Unfortunately I only made it to two of the talks that happened last week during the Dublin Writers Festival; David Mitchell on Wednesday June 2nd and John Lynch and Paul Murray on Saturday June 5th, both in the Project Arts Centre.
As readers of this blog know, I am a massive fan of David Mitchell and Wednesday’s talk did not disappoint. He comes across as a considered, thoughtful, funny, self-deprecating and highly intelligent man. Mitchell started proceedings by reading from his latest work and it was inspiring to see that he self-edits even while reading his published novel. At one point he stopped himself and re-read the previous line: ‘guard and garden – that doesn’t work very well does it?,’ he said. I suppose it illustrates Da Vinci’s point, ‘art is never finished, only abandoned’.

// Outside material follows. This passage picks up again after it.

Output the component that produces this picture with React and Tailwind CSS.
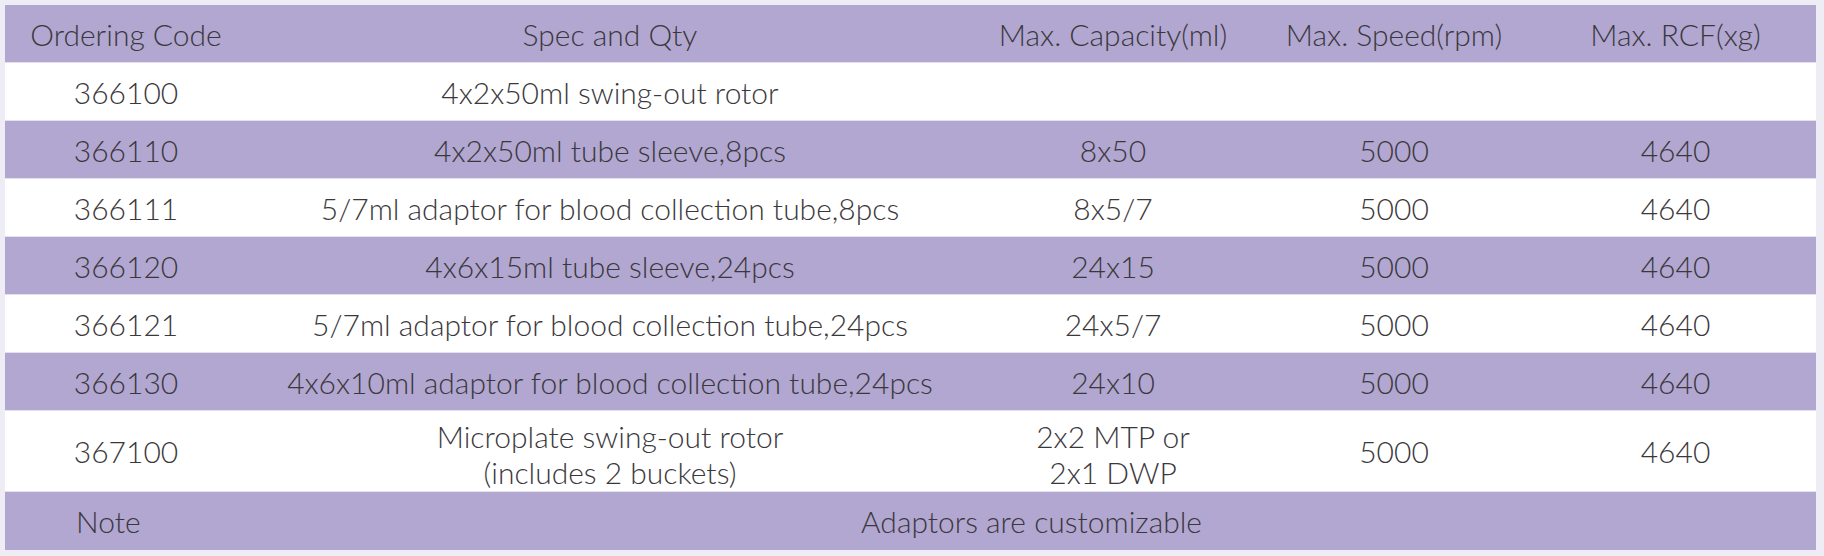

Mitchell went on to discuss the writing process with regards to his latest book, The Thousand Autumns of Jacob De Zoet, in detail, providing lots of technical information for the aspiring writers in the room, of which it seemed there were a great many. He talked about the five or six drafts the novel went through, explaining why each one hadn’t worked, and why the final format and narrative voice worked for him. He discussed his research methods and talked about the pitfalls of writing historical fiction. He gave advice to aspiring writers and, without being condescending, told us all to read widely and to take the Nike philosophy towards writing; ‘just do it’. He also talked about the myth that novelists arrive fully formed and ready to win the Booker. His advice was to have written two large pieces of work to learn from and make mistakes, before considering yourself ready for publication.
After the talk, I queued in order to get Mitchell to sign my copy of TTAOJDZ, which he did with humour and good grace. I know they say you should never meet your heroes as you’ll be bitterly disappointed, but David Mitchell was definitely an exception to that rule.